Relationship between the duties and the company’s constitution
315.Under section 171 a director must act in accordance with the company’s constitution.
316.Companies may, through their articles, go further than the statutory duties by placing more onerous requirements on their directors (e.g. by requiring shareholder authorisation of the remuneration of the directors). The articles may not dilute the duties except to the extent that this is permitted by the following sections:
section 173 provides that a director will not be in breach of the duty to exercise independent judgment if he has acted in a way that is authorised by the constitution;
section 175 permits authorisation of some conflicts of interest by independent directors, subject to the constitution;
subsection (4)(a) of section 180 preserves any rule of law enabling the company to give authority for anything that would otherwise be a breach of duty;
subsection (4)(b) of section 180 provides that a director will not be in breach of duty if he acts in accordance with any provisions in the company’s articles for dealing with conflicts of interest;
section 232 places restrictions on the provisions that may be included in the company’s articles.

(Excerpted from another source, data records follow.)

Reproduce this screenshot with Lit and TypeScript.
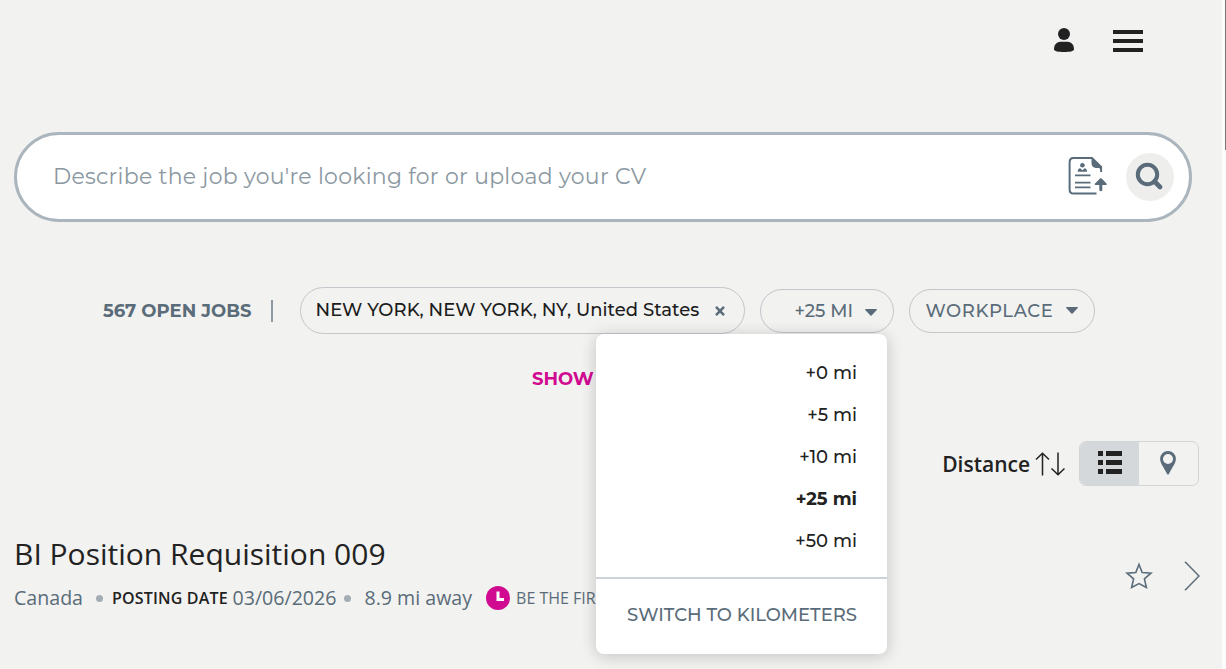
import { LitElement, html, css, svg } from "lit";
import { customElement, state } from "lit/decorators.js";
import { classMap } from "lit/directives/class-map.js";

const distances = [0, 5, 10, 25, 50];

const caret = html`<svg class="caret" viewBox="0 0 12 7" width="12" height="7"><path d="M0 .8Q0 0 1 0H11Q12 0 12 .8L6.6 6.6Q6 7 5.4 6.6Z" fill="currentColor"/></svg>`;

const rowLines = [0, 9, 18].map(
  (y) => svg`<rect x="0" y=${y} width="5" height="5"/><rect x="8" y=${y} width="16" height="5"/>`
);

@customElement("app-root")
export class AppRoot extends LitElement {
  @state() private radius = 25;

  static styles = css`
    :host { display: block; }
    * { box-sizing: border-box; }
    svg { display: block; flex: none; }
    .page {
      display: flex; width: 100%; height: 669px; overflow: hidden;
      background: #f2f2f0; color: #222;
      font-family: Montserrat, Inter, sans-serif; font-size: 18px; line-height: 24px; font-weight: 500;
      white-space: nowrap;
    }
    .main { flex: 1; min-width: 0; }
    .track { width: 4px; background: #fcfcfc; display: flex; justify-content: flex-end; }
    .thumb { width: 1px; height: 150px; background: #777; }
    .header { height: 132px; display: flex; justify-content: flex-end; align-items: flex-start; gap: 39px; padding: 28px 79px 0 0; }
    .burger { margin-top: 2px; }
    .search {
      margin: 0 30px 0 14px; height: 90px; border: 3px solid #abb5bd; border-radius: 45px;
      background: #fff; display: flex; align-items: center; padding: 0 15px 0 36px;
    }
    .placeholder { flex: 1; color: #8b98a1; font-size: 22px; line-height: 30px; font-weight: 400; letter-spacing: .26px; }
    .cv { margin: -2px 19px 0 0; }
    .go { width: 48px; height: 48px; border-radius: 50%; background: #eeeeed; display: grid; place-items: center; color: #5a6c79; }
    .go svg { margin: -2px 0 0 -2px; }
    .filters { margin-top: 65px; height: 47px; padding-left: 103px; display: flex; align-items: center; color: #5a6c79; }
    .count { width: 168px; font-weight: 700; }
    .divider { width: 2px; height: 22px; background: #8e9aa3; margin-right: 27px; }
    .chip { border: 1px solid #c2c7cb; border-radius: 24px; height: 44px; display: flex; align-items: center; margin-right: 15px; position: relative; }
    .place { width: 445px; height: 47px; padding: 0 19px 2px 14.5px; justify-content: space-between; color: #1c1c1c; letter-spacing: .03px; }
    .place svg { margin-top: 3px; }
    .miles { width: 134px; padding: 0 16px 0 33.5px; justify-content: space-between; }
    .miles > .caret { margin-top: 3px; }
    .work { width: 186px; padding: 0 16px 0 15.5px; justify-content: space-between; letter-spacing: .6px; }
    .menu {
      position: absolute; z-index: 2; top: 44px; right: 6px; width: 291px; height: 320px;
      border-radius: 8px; background: #fff; box-shadow: 0 2px 16px rgba(0,0,0,.2);
      padding-top: 18px; color: #222; text-align: right;
    }
    .option { height: 42px; line-height: 42px; padding-right: 30px; }
    .chosen { font-weight: 700; }
    .switch { margin-top: 15px; border-top: 2px solid #cdd2d6; height: 77px; line-height: 72px; padding-right: 30px; color: #5a6c79; }
    .show { margin-top: 33px; padding-left: 532px; height: 24px; color: #d10a92; font-weight: 700; }
    .sort { margin-top: 50px; height: 45px; display: flex; align-items: center; justify-content: flex-end; padding-right: 23px; }
    .by { font-family: "Open Sans", sans-serif; font-size: 21px; font-weight: 600; margin-right: 5px; }
    .arrows { margin-right: 14px; }
    .toggle { width: 120px; height: 45px; display: flex; border: 1px solid #d2d5d6; border-radius: 7px; overflow: hidden; }
    .view { flex: 1; display: grid; place-items: center; color: #5a6c79; }
    .view svg { margin: -2px 0 0 -1px; }
    .active { background: #d4d8da; color: #222; }
    .active svg { margin-left: 1px; }
    .job { margin-top: 48px; padding: 0 22px 0 14px; display: flex; font-family: "Open Sans", sans-serif; font-weight: 400; }
    .info { flex: 1; min-width: 0; }
    .title { font-size: 30px; line-height: 40px; font-weight: 400; margin: 0; }
    .meta { display: flex; align-items: center; margin-top: 10px; height: 28px; color: #5a6c79; font-size: 19.6px; }
    .dot { width: 7px; height: 7px; border-radius: 50%; background: #a4adb3; margin: 0 9px 0 13px; }
    .dot.wide { margin: 0 13px 0 8px; }
    .label { font-size: 16px; font-weight: 600; letter-spacing: .17px; color: #222; margin-right: 4.7px; }
    .clock { margin: 0 6px 0 14px; }
    .first { font-size: 16px; }
    .actions { display: flex; gap: 31px; align-items: center; height: 84px; }
  `;

  render() {
    return html`<div class="page">
      <div class="main">
        <header class="header">
          <svg width="20" height="24" viewBox="0 0 20 24" fill="#222"><circle cx="10" cy="6" r="6"/><path d="M6.5 13.7h7C18 13.7 20 17.5 20 21.5 20 23.2 15.5 24 10 24S0 23.2 0 21.5C0 17.5 2 13.7 6.5 13.7Z"/></svg>
          <svg class="burger" width="30" height="22" viewBox="0 0 30 22" fill="#222"><path d="M0 0H30V4H0ZM0 9H30V13H0ZM0 18H30V22H0Z"/></svg>
        </header>

        <div class="search">
          <div class="placeholder">Describe the job you're looking for or upload your CV</div>
          <svg class="cv" width="40" height="40" viewBox="0 0 40 40" fill="none" stroke="#5a6c79">
            <path d="M29.5 37.6H6.5Q2.6 37.6 2.6 33.2V6.4Q2.6 2 6.5 2H25L34.1 10.8V16" stroke-width="2"/>
            <path d="M24.5 1.5 34.8 11.5V14.5L32 12H29Q24.5 11.5 24.5 7Z" fill="#5a6c79" stroke="none"/>
            <path d="M8 19.3H23.5M8 26.7H23.5M8 31.3H23.5" stroke-width="1.7"/>
            <circle cx="15.4" cy="9.3" r="2.3" fill="#5a6c79" stroke="none"/>
            <path d="M10.7 15.8Q10.7 12.5 13.2 12.3L15.4 14.3 17.6 12.3Q20 12.5 20 15.8Z" fill="#5a6c79" stroke="none"/>
            <path d="M32.3 34.3Q33.8 36 35.3 34.3V29H39Q40.4 28.6 39.5 27.5L34.6 22.5Q33.8 21.8 33 22.5L28 27.5Q27.2 28.6 28.6 29H32.3Z" fill="#5a6c79" stroke="none"/>
          </svg>
          <div class="go"><svg width="28" height="28" viewBox="0 0 28 28" fill="none" stroke="currentColor"><circle cx="12.5" cy="12.5" r="9.7" stroke-width="4"/><path d="M19.5 19.5 25 25" stroke-width="4.6" stroke-linecap="round"/></svg></div>
        </div>

        <div class="filters">
          <div class="count">567 OPEN JOBS</div>
          <div class="divider"></div>
          <div class="chip place"><span>NEW YORK, NEW YORK, NY, United States</span>
            <svg width="10" height="10" viewBox="0 0 10 10"><path d="M1 .8 9 9.2M9 .8 1 9.2" stroke="#5a6c79" stroke-width="2.4"/></svg></div>
          <div class="chip miles"><span>+${this.radius} MI</span>${caret}
            <div class="menu">
              ${distances.map((d) => html`<div class=${classMap({ option: true, chosen: d === this.radius })} @click=${() => (this.radius = d)}>+${d} mi</div>`)}
              <div class="switch">SWITCH TO KILOMETERS</div>
            </div>
          </div>
          <div class="chip work"><span>WORKPLACE</span>${caret}</div>
        </div>

        <div class="show">SHOW</div>

        <div class="sort">
          <div class="by">Distance</div>
          <svg class="arrows" width="30" height="24" viewBox="0 0 30 24" fill="none" stroke="#222" stroke-width="1.5"><path d="M7.5 23.5V1.5M1 7.5 7.5 1.2 14 7.5M23 .5V22.5M16.5 16.5 23 22.8 29.5 16.5"/></svg>
          <div class="toggle">
            <div class="view active"><svg width="24" height="23" viewBox="0 0 24 23" fill="currentColor">${rowLines}</svg></div>
            <div class="view"><svg width="16" height="24" viewBox="0 0 16 24" fill="currentColor"><path fill-rule="evenodd" d="M8 0A7.9 7.9 0 0 1 15.9 7.9C15.9 12 12 16.5 8.7 23.2Q8 24 7.3 23.2C4 16.5.1 12 .1 7.9A7.9 7.9 0 0 1 8 0ZM8 3A5 5 0 1 0 8 13 5 5 0 0 0 8 3Z"/></svg></div>
          </div>
        </div>

        <div class="job">
          <div class="info">
            <h2 class="title">BI Position Requisition 009</h2>
            <div class="meta">
              <span>Canada</span><i class="dot"></i><span class="label">POSTING DATE</span><span>03/06/2026</span><i class="dot wide"></i><span>8.9 mi away</span>
              <svg class="clock" width="24" height="24" viewBox="0 0 24 24"><circle cx="12" cy="12" r="12" fill="#d10a92"/><path d="M12 5.5V13.5H18" fill="none" stroke="#fff" stroke-width="3"/></svg>
              <span class="first">BE THE FIRST TO APPLY</span>
            </div>
          </div>
          <div class="actions">
            <svg width="28" height="28" viewBox="0 0 28 28" fill="none" stroke="#5a6c79" stroke-width="1.6"><path d="M14 2.5 17.2 10.5 26 11.2 19.4 16.9 21.4 25.5 14 21.6 6.6 25.5 8.6 16.9 2 11.2 10.8 10.5Z"/></svg>
            <svg width="16" height="30" viewBox="0 0 16 30" fill="none" stroke="#5a6c79" stroke-width="1.5"><path d="M1 .7 15 15 1 29.3"/></svg>
          </div>
        </div>
      </div>
      <div class="track"><div class="thumb"></div></div>
    </div>`;
  }
}
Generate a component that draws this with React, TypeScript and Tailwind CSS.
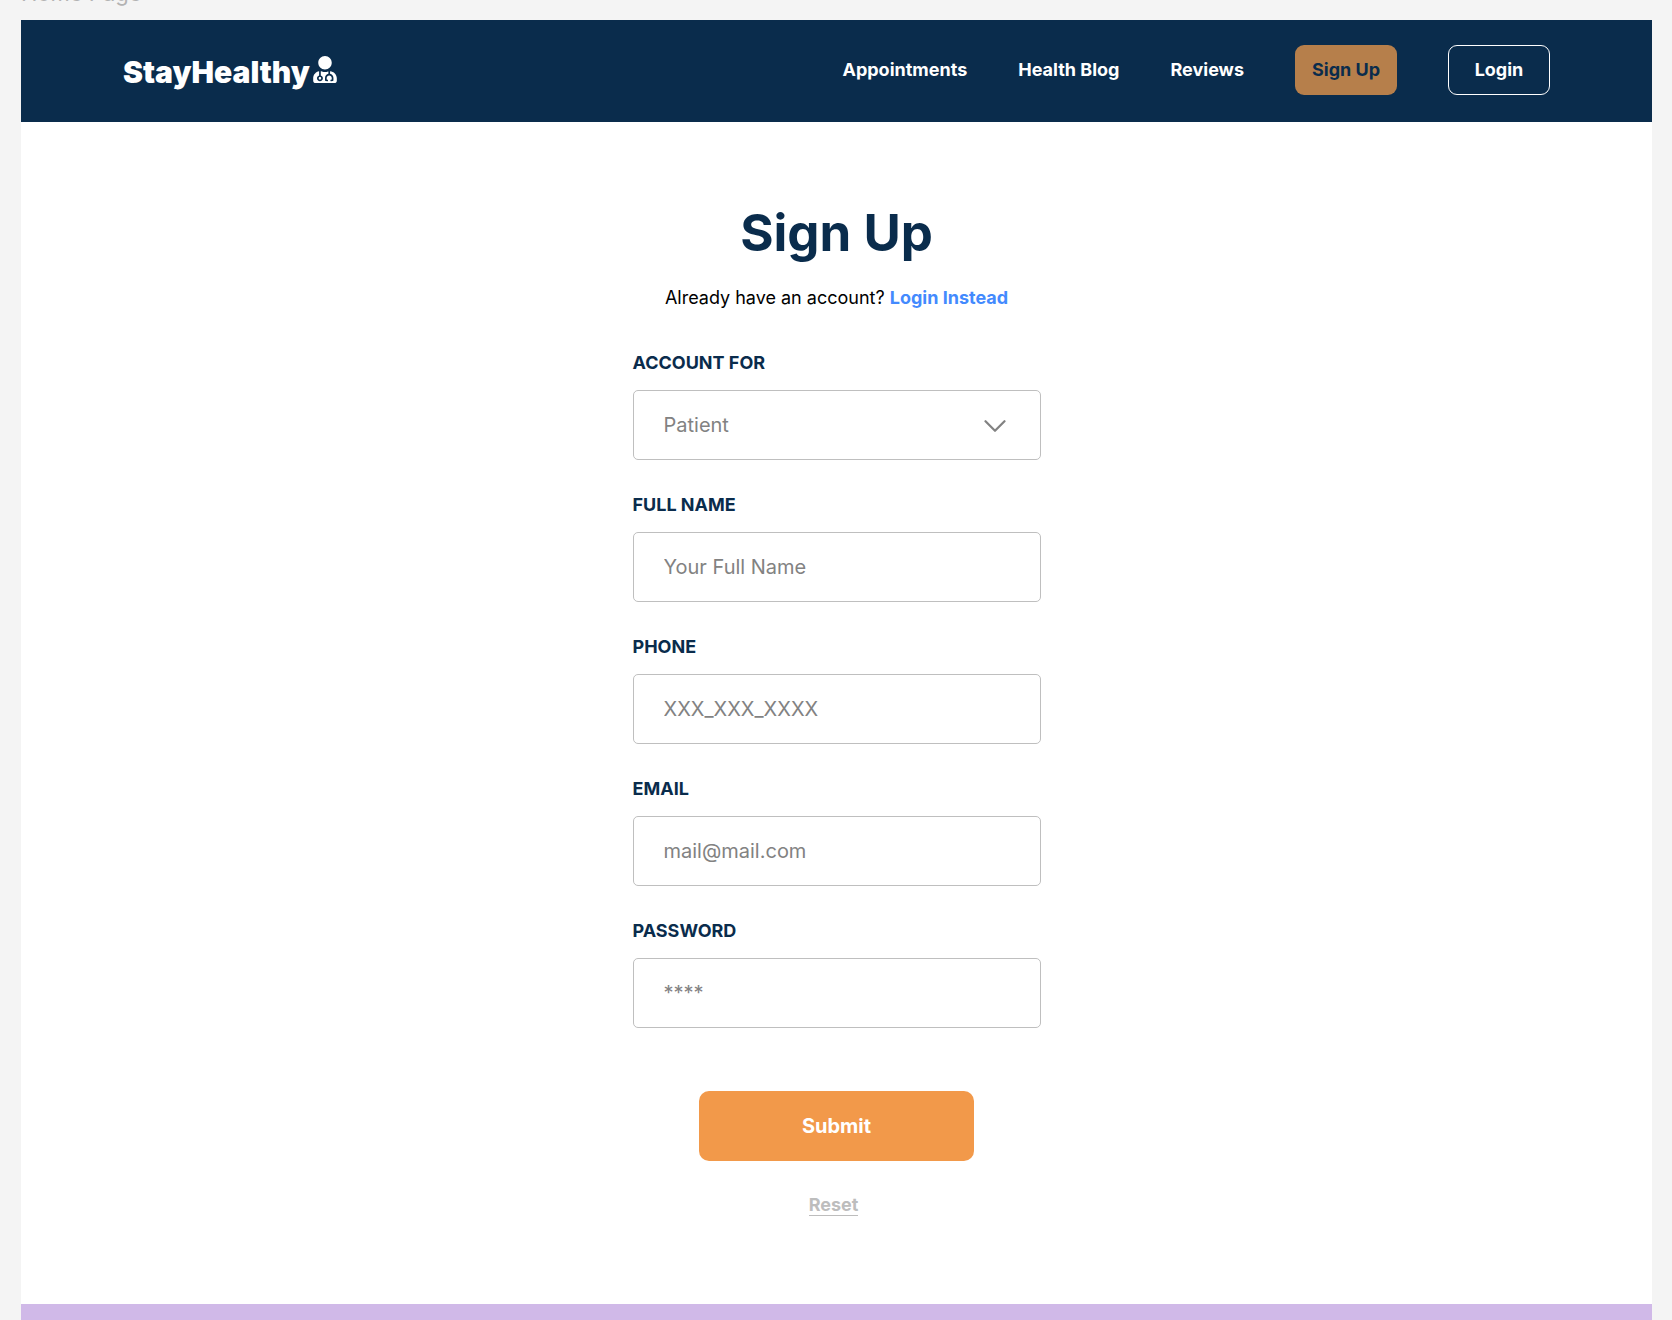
import React from "react";
import { FaUserMd } from "react-icons/fa";

const inputClass =
  "h-[70px] w-full rounded-[5px] border border-[#bfbfbf] bg-white px-[30px] text-xl text-[#828282] placeholder:text-[#828282] placeholder:opacity-100 outline-none focus:border-[#0a2c4c]";
const labelClass = "mb-[15px] block text-lg font-bold leading-6 text-[#0a2c4c] uppercase";

const fields = [
  { id: "name", label: "Full Name", type: "text", placeholder: "Your Full Name" },
  { id: "phone", label: "Phone", type: "tel", placeholder: "XXX_XXX_XXXX" },
  { id: "email", label: "Email", type: "email", placeholder: "mail@mail.com" },
  { id: "password", label: "Password", type: "password", placeholder: "****" },
];

function Header() {
  return (
    <header className="flex h-[102px] items-center justify-between bg-[#0a2c4c] px-[102px] text-white">
      <a href="#" className="flex items-center gap-[3px]">
        <span className="pt-0.5 text-[30px] font-black leading-10">StayHealthy</span>
        <FaUserMd className="mb-1 h-[27px] w-6" aria-hidden="true" />
      </a>
      <nav className="flex items-center gap-[51px] pb-0.5 text-lg font-bold">
        <a href="#">Appointments</a>
        <a href="#">Health Blog</a>
        <a href="#">Reviews</a>
        <button type="button" className="h-[50px] w-[102px] rounded-[9px] bg-[#b67f4b] text-[#0a2c4c]">
          Sign Up
        </button>
        <button type="button" className="h-[50px] w-[102px] rounded-[9px] border border-white">
          Login
        </button>
      </nav>
    </header>
  );
}

function SignUpForm() {
  return (
    <form className="flex w-full max-w-[408px] flex-col items-center">
      <div className="mb-[33px] w-full">
        <label htmlFor="account" className={labelClass}>
          Account for
        </label>
        <div className="relative">
          <select id="account" defaultValue="patient" className={inputClass + " appearance-none"}>
            <option value="patient">Patient</option>
            <option value="doctor">Doctor</option>
          </select>
          <svg
            className="pointer-events-none absolute top-[30px] right-[35px] h-3 w-[22px]"
            viewBox="0 0 22 12"
            fill="none"
            stroke="#828282"
            strokeWidth="2.2"
            strokeLinecap="round"
            strokeLinejoin="round"
            aria-hidden="true"
          >
            <path d="M1.500 1.200 11 10.800l9.500-9.600" />
          </svg>
        </div>
      </div>
      {fields.map((f) => (
        <div key={f.id} className="mb-[33px] w-full">
          <label htmlFor={f.id} className={labelClass}>
            {f.label}
          </label>
          <input id={f.id} type={f.type} placeholder={f.placeholder} className={inputClass} />
        </div>
      ))}
      <button
        type="submit"
        className="mt-[30px] h-[70px] w-[275px] rounded-[10px] bg-[#f2994a] text-xl font-bold text-white"
      >
        Submit
      </button>
      <button
        type="reset"
        className="mt-[34px] mr-1.5 border-b border-[#bdbdbd] text-lg leading-5 font-bold text-[#bdbdbd]"
      >
        Reset
      </button>
    </form>
  );
}

export default function App() {
  return (
    <div className="min-h-screen overflow-hidden bg-[#f4f4f4] pr-5 pl-[21px] font-['Inter',sans-serif]">
      <div className="flex h-5 items-end overflow-hidden">
        <p className="mb-[15px] text-[22px] leading-6 text-[#b3b3b3]">Home Page</p>
      </div>
      <div className="bg-white">
        <Header />
        <main className="flex flex-col items-center px-6 pt-20 pb-[88px]">
          <h1 className="text-[51px] leading-[62px] font-bold text-[#0a2c4c]">Sign Up</h1>
          <p className="mt-[22px] mb-[41px] text-lg leading-6 text-black">
            Already have an account?{" "}
            <a href="#" className="font-bold text-[#438afe]">
              Login Instead
            </a>
          </p>
          <SignUpForm />
        </main>
        <footer className="h-4 bg-[#d0b9e8]" />
      </div>
    </div>
  );
}
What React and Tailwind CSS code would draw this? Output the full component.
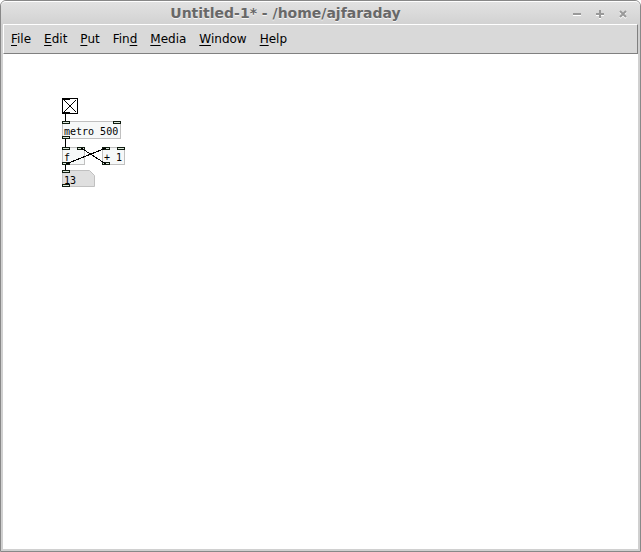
import { useState } from 'react';

const menus = [
  { label: 'File', key: 0 },
  { label: 'Edit', key: 0 },
  { label: 'Put', key: 0 },
  { label: 'Find', key: 3 },
  { label: 'Media', key: 0 },
  { label: 'Window', key: 0 },
  { label: 'Help', key: 0 },
];

const MenuItem = ({ label, hotkey }) => (
  <button type="button" className="leading-4">
    {label.slice(0, hotkey)}
    <span className="underline decoration-1 underline-offset-2">{label[hotkey]}</span>
    {label.slice(hotkey + 1)}
  </button>
);

// Small inlet / outlet marker on the edge of a box
const Iolet = () => <span className="block h-[3px] w-2 border border-[#101c10] bg-[#dce8dc]" />;

const Iolets = ({ count }) => (
  <div className="flex h-[3px] justify-between">
    {Array.from({ length: count }, (_, i) => (
      <Iolet key={i} />
    ))}
  </div>
);

const PatchObject = ({ text, inlets, className }) => (
  <div className={`absolute h-[18px] bg-[#f6f8f8] inset-ring inset-ring-[#c0c0c0] ${className}`}>
    <Iolets count={inlets} />
    <p className="h-3 px-0.5 text-[10px] leading-4 whitespace-pre">{text}</p>
    <Iolets count={1} />
  </div>
);

const Toggle = () => {
  const [on, setOn] = useState(true);

  return (
    <label className="absolute top-11 left-[59px] block size-4">
      <input
        type="checkbox"
        aria-label="Toggle metro"
        checked={on}
        onChange={() => setOn(!on)}
        className="block size-4 appearance-none border border-black bg-white"
      />
      {on && (
        <svg viewBox="0 0 16 16" className="pointer-events-none absolute inset-0 size-4" stroke="black">
          <path d="M2 2L14 14M14 2L2 14" />
        </svg>
      )}
      <span className="absolute top-0 left-0 h-0.5 w-2 bg-black" />
      <span className="absolute bottom-0 left-0 h-0.5 w-2 bg-black" />
    </label>
  );
};

const NumberBox = () => {
  const [value, setValue] = useState('13');

  return (
    <div className="absolute top-[116px] left-[59px] h-[17px] w-[33px]">
      <svg viewBox="0 0 33 17" className="absolute inset-0 h-[17px] w-[33px]">
        <path d="M.5 .5H27.5L32.5 5.5V16.5H.5Z" fill="#dfdfdf" stroke="#c0c0c0" />
      </svg>
      <div className="relative">
        <Iolets count={1} />
        <input
          type="text"
          aria-label="Number"
          value={value}
          onChange={(e) => setValue(e.target.value)}
          className="block h-[11px] w-full bg-transparent px-0.5 pt-1 text-[10px] leading-[11px] outline-none"
        />
        <Iolets count={1} />
      </div>
    </div>
  );
};

const Patch = () => (
  <main className="relative flex-1 bg-white font-['DejaVu_Sans_Mono',monospace] text-black">
    <Toggle />
    <PatchObject text="metro 500" inlets={2} className="top-[67px] left-[59px] w-[59px]" />
    <PatchObject text="f" inlets={2} className="top-[93px] left-[59px] w-[23px]" />
    <PatchObject text="+ 1" inlets={2} className="top-[93px] left-[99px] w-[23px]" />
    <NumberBox />

    {/* Patch cords */}
    <svg
      viewBox="0 0 140 150"
      className="pointer-events-none absolute top-0 left-0 h-[150px] w-[140px]"
      stroke="black"
      shapeRendering="crispEdges"
    >
      <path d="M62.5 60V67M62.5 85V93M62.5 111V116" />
      <path d="M63 110L103 94M103 110L78 94" />
    </svg>
  </main>
);

const App = () => (
  <div className="flex min-h-screen flex-col rounded-t-md border border-[#888] bg-[#d0d0d0] font-['DejaVu_Sans',sans-serif]">
    {/* Title bar */}
    <header className="flex h-[23px] items-center rounded-t-[5px] border-t border-white bg-linear-to-b from-[#e2e2e2] to-[#d2d2d2] pr-2.5 text-[#686868]">
      <h1 className="flex-1 text-center text-[14px] leading-4 font-bold [text-shadow:0_1px_0_#f4f4f4]">
        Untitled-1* - /home/ajfaraday
      </h1>
      <div className="flex gap-[9px]">
        <button type="button" aria-label="Minimize">
          <svg viewBox="0 0 14 14" className="size-3.5" strokeWidth="2">
            <path d="M3 9H11" stroke="white" />
            <path d="M3 8H11" stroke="#999" />
          </svg>
        </button>
        <button type="button" aria-label="Maximize">
          <svg viewBox="0 0 14 14" className="size-3.5" strokeWidth="2">
            <path d="M3 9H11M7 5V13" stroke="white" />
            <path d="M3 8H11M7 4V12" stroke="#999" />
          </svg>
        </button>
        <button type="button" aria-label="Close">
          <svg viewBox="0 0 14 14" className="size-3.5" strokeWidth="2">
            <path d="M4 6L10 12M10 6L4 12" stroke="white" />
            <path d="M4 5L10 11M10 5L4 11" stroke="#999" />
          </svg>
        </button>
      </div>
    </header>

    <div className="mx-0.5 mb-0.5 flex flex-1 flex-col">
      <nav className="flex h-[30px] items-center gap-[13px] border border-t-white border-r-[#808080] border-b-[#808080] border-l-white bg-[#d9d9d9] px-[7px] text-[12px] text-black">
        {menus.map((menu) => (
          <MenuItem key={menu.label} label={menu.label} hotkey={menu.key} />
        ))}
      </nav>
      <Patch />
    </div>
  </div>
);

export default App;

But nothing in that section prevents companies from including in their articles any such provisions as are currently lawful for dealing with conflicts of interest.
317.The company’s constitution may also set out the purposes of the company, especially in the case of an altruistic company which has purposes other than the benefit of the company’s members. It is very important that directors understand the purposes of the company, so that they are able to comply with their duty to promote the success of the company in section 172.